The increasing integration of AI systems into everyday applications has made the explainability and transparency of machine learning models a central research challenge. Particularly on the Web – the largest information infrastructure in human history – decisions made by AI systems affect billions of users daily. Trust in these systems hinges on our ability to understand and explain their behavior.

WHALE (Web-Scale Hybrid Explainable Machine Learning) is a research project led by Prof. Dr. Axel-Cyrille Ngonga Ngomo and funded by the Ministry of Culture and Science of North Rhine-Westphalia (MKW NRW) as part of the Lamarr Fellow Network. Running from October 2023 to September 2027, the project addresses the development of scalable, explainable machine learning methods for Web-scale knowledge graphs.

WHALE focuses on class expression learning (CEL) as an ante-hoc, globally interpretable approach to concept induction over RDF knowledge bases. While CEL has shown promising results in constrained settings, existing algorithms do not scale well to the complexity and size of real-world, Web-scale data.
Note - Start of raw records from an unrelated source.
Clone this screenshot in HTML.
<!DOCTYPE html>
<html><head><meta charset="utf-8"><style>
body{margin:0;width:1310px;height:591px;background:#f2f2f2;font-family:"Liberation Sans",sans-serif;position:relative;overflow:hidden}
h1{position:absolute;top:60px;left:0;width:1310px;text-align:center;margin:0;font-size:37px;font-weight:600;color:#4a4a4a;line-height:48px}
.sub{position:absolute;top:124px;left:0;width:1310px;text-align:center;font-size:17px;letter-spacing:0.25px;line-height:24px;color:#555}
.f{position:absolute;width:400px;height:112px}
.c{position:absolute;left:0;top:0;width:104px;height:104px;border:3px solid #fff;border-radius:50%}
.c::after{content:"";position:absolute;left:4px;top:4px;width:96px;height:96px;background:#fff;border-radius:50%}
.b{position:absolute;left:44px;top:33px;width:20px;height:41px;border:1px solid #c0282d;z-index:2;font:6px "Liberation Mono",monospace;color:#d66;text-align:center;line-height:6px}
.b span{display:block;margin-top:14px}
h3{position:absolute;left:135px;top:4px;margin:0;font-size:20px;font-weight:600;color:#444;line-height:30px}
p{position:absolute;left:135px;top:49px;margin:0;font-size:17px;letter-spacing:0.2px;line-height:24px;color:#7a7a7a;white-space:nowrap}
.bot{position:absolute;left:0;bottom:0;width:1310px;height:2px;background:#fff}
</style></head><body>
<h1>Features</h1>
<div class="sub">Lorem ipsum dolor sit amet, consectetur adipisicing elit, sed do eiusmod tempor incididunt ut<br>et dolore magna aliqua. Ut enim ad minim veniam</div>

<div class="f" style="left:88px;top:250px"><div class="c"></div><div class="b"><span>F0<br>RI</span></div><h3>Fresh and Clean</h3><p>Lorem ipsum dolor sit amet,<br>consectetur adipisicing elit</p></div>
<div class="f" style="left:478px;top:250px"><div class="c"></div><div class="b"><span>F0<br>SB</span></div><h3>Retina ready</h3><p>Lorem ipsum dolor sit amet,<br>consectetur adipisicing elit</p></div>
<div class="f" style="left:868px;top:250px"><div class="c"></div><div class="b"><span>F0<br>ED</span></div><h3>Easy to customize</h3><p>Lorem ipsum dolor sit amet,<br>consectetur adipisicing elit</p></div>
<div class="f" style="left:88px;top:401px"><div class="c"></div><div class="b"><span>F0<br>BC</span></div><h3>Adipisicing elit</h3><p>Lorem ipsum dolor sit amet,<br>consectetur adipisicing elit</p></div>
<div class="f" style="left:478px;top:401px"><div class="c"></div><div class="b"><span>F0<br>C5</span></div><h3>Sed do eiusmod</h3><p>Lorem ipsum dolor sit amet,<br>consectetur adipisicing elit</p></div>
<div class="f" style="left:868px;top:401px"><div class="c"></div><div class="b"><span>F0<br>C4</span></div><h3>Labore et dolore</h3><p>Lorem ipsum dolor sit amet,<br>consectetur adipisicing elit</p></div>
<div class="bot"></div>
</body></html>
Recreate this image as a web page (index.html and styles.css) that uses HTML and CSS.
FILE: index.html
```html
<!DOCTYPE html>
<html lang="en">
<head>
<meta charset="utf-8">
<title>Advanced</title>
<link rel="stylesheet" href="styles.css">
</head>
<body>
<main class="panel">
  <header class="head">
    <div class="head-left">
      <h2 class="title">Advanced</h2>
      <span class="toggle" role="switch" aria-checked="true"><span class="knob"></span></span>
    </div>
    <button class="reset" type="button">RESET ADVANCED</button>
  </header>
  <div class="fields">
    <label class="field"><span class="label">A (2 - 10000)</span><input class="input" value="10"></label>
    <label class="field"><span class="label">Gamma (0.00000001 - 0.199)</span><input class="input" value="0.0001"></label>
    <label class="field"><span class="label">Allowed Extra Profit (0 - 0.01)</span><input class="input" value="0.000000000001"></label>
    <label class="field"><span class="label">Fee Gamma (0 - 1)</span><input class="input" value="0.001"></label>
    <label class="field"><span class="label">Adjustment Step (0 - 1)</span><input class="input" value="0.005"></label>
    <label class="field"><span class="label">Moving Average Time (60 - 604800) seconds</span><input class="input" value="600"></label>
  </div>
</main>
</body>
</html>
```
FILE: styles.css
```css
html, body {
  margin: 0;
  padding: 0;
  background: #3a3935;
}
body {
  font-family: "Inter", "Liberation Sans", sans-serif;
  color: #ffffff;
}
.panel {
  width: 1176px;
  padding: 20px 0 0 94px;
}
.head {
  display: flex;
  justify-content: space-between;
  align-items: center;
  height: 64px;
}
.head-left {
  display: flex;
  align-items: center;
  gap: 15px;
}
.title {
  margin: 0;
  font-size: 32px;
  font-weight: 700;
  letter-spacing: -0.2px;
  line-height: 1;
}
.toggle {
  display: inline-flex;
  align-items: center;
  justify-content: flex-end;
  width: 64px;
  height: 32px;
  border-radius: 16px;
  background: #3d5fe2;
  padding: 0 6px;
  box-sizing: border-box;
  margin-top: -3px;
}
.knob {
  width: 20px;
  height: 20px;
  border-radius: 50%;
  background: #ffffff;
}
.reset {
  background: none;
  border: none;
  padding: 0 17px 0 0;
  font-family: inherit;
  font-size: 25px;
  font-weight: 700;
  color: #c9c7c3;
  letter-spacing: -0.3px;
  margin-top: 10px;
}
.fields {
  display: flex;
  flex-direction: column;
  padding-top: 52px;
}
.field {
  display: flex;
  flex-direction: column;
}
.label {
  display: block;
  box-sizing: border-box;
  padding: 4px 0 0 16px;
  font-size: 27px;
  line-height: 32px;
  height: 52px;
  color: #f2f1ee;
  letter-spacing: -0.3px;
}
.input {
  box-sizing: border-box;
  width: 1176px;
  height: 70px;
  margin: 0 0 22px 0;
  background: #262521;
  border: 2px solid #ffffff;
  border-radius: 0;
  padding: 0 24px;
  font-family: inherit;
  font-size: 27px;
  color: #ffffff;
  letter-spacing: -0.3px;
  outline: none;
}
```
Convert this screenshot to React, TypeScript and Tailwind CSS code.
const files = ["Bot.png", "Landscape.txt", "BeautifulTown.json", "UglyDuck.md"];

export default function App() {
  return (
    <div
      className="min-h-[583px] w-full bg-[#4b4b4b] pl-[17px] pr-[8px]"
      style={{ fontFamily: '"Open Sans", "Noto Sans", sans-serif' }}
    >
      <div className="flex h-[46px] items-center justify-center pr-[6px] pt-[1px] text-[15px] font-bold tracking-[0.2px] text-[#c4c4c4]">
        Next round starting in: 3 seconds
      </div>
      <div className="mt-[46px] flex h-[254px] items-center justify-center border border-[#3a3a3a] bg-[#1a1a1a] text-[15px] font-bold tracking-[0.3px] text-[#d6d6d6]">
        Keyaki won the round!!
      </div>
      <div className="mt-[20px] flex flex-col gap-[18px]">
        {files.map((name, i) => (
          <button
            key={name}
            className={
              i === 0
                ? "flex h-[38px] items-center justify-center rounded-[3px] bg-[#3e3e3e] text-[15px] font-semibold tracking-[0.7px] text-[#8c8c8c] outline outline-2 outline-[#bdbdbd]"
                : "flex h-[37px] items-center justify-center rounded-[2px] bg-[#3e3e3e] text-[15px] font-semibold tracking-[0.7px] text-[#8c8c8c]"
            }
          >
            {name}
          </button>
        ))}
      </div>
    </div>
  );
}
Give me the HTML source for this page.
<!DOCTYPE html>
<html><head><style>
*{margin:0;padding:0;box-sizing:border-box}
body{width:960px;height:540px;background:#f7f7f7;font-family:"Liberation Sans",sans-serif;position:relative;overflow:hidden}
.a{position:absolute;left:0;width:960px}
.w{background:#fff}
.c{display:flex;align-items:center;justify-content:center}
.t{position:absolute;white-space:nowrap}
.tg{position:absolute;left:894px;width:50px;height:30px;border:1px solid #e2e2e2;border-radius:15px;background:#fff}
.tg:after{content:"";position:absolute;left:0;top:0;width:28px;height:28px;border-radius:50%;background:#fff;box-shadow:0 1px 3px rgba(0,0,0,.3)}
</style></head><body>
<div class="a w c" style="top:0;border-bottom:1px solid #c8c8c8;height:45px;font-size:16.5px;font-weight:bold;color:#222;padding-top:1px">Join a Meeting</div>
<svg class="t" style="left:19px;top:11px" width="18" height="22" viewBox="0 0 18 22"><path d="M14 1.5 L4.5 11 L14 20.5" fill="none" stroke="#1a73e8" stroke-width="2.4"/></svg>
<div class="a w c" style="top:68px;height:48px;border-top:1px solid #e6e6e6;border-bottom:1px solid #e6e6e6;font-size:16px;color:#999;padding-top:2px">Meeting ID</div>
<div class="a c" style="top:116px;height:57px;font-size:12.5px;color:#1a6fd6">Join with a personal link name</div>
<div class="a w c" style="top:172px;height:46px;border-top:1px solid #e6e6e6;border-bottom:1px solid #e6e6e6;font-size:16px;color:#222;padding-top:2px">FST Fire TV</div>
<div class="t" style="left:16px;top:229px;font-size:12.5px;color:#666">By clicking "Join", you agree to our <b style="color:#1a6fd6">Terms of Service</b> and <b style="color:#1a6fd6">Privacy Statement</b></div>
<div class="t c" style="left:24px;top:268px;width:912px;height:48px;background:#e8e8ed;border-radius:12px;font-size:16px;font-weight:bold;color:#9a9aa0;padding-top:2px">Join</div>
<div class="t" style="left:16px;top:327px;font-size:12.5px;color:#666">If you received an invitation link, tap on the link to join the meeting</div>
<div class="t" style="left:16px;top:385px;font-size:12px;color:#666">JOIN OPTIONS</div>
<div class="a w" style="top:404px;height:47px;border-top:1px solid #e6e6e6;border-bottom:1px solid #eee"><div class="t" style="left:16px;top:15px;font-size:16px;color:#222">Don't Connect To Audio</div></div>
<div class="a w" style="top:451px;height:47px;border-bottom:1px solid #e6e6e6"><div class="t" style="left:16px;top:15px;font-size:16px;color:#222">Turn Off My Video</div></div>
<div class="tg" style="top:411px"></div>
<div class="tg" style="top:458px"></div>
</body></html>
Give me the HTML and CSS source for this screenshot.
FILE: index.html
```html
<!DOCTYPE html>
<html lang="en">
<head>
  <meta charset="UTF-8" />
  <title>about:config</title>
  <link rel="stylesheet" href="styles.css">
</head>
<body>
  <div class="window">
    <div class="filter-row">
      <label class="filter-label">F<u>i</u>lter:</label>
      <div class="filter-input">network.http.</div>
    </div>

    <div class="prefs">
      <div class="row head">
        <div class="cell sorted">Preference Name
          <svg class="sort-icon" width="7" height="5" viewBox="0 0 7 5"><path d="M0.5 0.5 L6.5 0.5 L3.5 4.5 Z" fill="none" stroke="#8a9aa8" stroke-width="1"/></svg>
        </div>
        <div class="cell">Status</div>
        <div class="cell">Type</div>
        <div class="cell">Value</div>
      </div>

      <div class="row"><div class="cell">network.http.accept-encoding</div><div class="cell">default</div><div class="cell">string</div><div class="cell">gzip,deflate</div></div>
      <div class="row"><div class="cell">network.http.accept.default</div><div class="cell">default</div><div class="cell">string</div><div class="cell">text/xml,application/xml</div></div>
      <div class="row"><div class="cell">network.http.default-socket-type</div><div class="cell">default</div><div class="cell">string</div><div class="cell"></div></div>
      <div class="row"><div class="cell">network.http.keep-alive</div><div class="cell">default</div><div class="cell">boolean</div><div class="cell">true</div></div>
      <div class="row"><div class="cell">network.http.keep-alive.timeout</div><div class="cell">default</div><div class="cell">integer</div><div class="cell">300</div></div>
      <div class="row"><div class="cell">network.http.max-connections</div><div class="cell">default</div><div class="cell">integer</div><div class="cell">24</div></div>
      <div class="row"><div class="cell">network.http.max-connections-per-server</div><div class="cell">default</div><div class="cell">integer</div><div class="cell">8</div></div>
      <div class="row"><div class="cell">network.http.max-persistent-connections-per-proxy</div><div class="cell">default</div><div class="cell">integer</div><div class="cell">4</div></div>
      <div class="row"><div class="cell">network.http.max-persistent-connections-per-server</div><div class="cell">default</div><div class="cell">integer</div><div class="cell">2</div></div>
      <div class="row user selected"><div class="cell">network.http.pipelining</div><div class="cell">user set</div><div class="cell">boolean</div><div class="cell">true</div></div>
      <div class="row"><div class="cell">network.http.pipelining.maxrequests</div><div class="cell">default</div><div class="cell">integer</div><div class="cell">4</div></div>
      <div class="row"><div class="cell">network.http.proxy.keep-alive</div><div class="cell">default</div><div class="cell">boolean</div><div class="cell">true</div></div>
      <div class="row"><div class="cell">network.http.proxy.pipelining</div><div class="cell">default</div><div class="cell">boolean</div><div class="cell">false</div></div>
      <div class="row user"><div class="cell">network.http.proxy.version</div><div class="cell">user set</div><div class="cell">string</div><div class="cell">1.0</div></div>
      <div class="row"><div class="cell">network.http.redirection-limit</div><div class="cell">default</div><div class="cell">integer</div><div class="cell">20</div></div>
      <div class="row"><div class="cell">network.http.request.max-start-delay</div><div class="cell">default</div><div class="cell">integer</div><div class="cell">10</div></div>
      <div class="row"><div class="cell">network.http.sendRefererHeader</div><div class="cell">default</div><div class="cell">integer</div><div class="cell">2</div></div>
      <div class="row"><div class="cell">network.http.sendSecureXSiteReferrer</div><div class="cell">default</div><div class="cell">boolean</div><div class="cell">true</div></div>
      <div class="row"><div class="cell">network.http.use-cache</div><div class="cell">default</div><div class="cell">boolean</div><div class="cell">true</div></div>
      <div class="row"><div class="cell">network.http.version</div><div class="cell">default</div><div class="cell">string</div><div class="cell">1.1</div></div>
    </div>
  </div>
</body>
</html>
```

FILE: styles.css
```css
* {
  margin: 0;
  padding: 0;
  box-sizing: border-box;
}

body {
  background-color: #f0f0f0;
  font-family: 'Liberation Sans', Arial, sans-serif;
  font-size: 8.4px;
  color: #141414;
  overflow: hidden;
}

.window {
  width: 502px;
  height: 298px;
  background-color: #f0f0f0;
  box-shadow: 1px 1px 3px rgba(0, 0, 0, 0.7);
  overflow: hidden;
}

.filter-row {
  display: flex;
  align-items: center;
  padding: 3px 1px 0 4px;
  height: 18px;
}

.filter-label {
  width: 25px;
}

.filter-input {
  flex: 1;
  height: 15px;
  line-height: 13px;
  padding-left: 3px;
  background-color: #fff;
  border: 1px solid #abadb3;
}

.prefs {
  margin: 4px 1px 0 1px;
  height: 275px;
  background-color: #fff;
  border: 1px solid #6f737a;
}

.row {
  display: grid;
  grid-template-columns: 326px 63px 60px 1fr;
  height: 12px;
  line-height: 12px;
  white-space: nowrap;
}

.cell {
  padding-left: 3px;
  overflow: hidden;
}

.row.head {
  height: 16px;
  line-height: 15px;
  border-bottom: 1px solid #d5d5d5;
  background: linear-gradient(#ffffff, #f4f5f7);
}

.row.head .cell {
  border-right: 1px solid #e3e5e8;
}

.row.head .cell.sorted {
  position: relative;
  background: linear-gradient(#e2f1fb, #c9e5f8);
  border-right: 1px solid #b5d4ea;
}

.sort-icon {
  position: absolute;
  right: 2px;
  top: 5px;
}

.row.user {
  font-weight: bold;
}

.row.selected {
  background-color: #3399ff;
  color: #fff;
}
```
To overcome these limitations, WHALE focuses on time-efficient hybrid CEL approaches for expressive description logics (DLs) (e.g., SROIQ(D)). This is due to RDF knowledge bases being are easily amenable to CEL by virtue of their T-boxes being commonly described in a DL. By devising the equivalent of large-scale language models (LLMs) for knowledge graphs, WHALE aims to devise the first reusable and time-efficient Web-scale models for explainable CEL. The resulting artefacts will be designed to be reusable (e.g., in a fashion similar to LLMs like GPT-3 and T5) so as to (i) maximize the impact of WHALE on research and applications, (ii) abide by the premises of open and repeatable science, and (iii) foster further research on explainable AI on the web for the good of humanity.